Understood, sir. And this INR 15 crore one-off cost increase in the other OpEx, what was that in the personnel cost?
We had a policy earlier where a lot of our colleagues in Strides were on variable pay. As part of our banking exercise and other programs that we did, we realized that only about 70 or 80 people make significant direct impacts to the P&L and everybody else, subject that had sports are very important associates of the company. So rather than making variable way of function of uncertainty for employees, especially when we are coming back from a difficult chapter, we decided to cut off the variable [indiscernible] several of these employees but added it back to their CTCs. So that is why we took a one-off. But we are now provisioning that on a quarterly basis. So you will not see this regularly and the new base of INR 185 crores is now a personal cost, which will be more or less steady state going forward except for standard increases on an annual basis.
Understood, sir. Congratulations and all the best for the coming quarters.
[Operator Instructions] The next question is from the line of Aman Vij from Astute Investment Management.
Sir, if you can talk about where do we see our CDMO business in the next 2 years?
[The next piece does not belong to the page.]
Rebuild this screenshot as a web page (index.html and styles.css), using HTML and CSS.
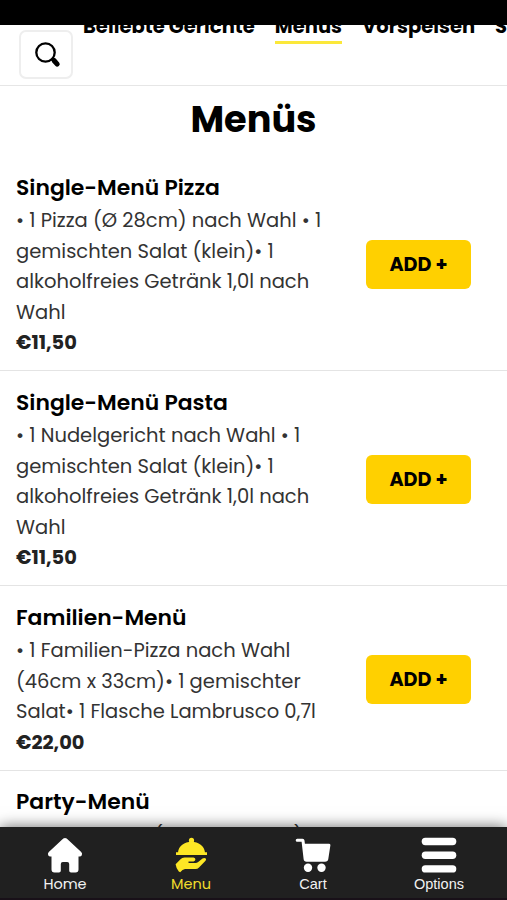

So the CDMO business, once OneSource is up and running, we had put up a detailed presentation, we said that the business will be about $150 million, $160-odd million at launch year, which is next year, once the NCRT process is complete, and we expect the business to hit $400 million in FY '27. Any other question.
Yes, sir. Sir, I was talking about that one of the products which we had launched a few months back.
You can ask me this several times. I am obliged not to give you any of those information. We work with partners. We are committed to confidentiality. So I can't give you the kind of granularity you are seeking in a CDMO business.
No, no. My question is not on that side, sir. My question was on the other products, basically, which is [indiscernible]. So we had launched this product in a lot of markets, and I believe the U.S. opportunity is also coming in. So do we think are we planning to launch the same? And if you can talk about?
Time for the European and other markets, we are not selling this product in the U.S.
Okay. We don't even plan to enter after the [indiscernible].
Thank you. That was the last question. I would now like to hand the conference over to the management for closing comments. Over to you, sir.
Thank you all for joining us today, and thank you for your support all these quarters. And if you have any questions, please do not hesitate to call us or we share to us. We'll be very happy to address them. Thank you all. Have a good evening.
Thank you. On behalf of Strides Pharma Science Limited, that concludes this conference. Thank you. You may now disconnect your lines.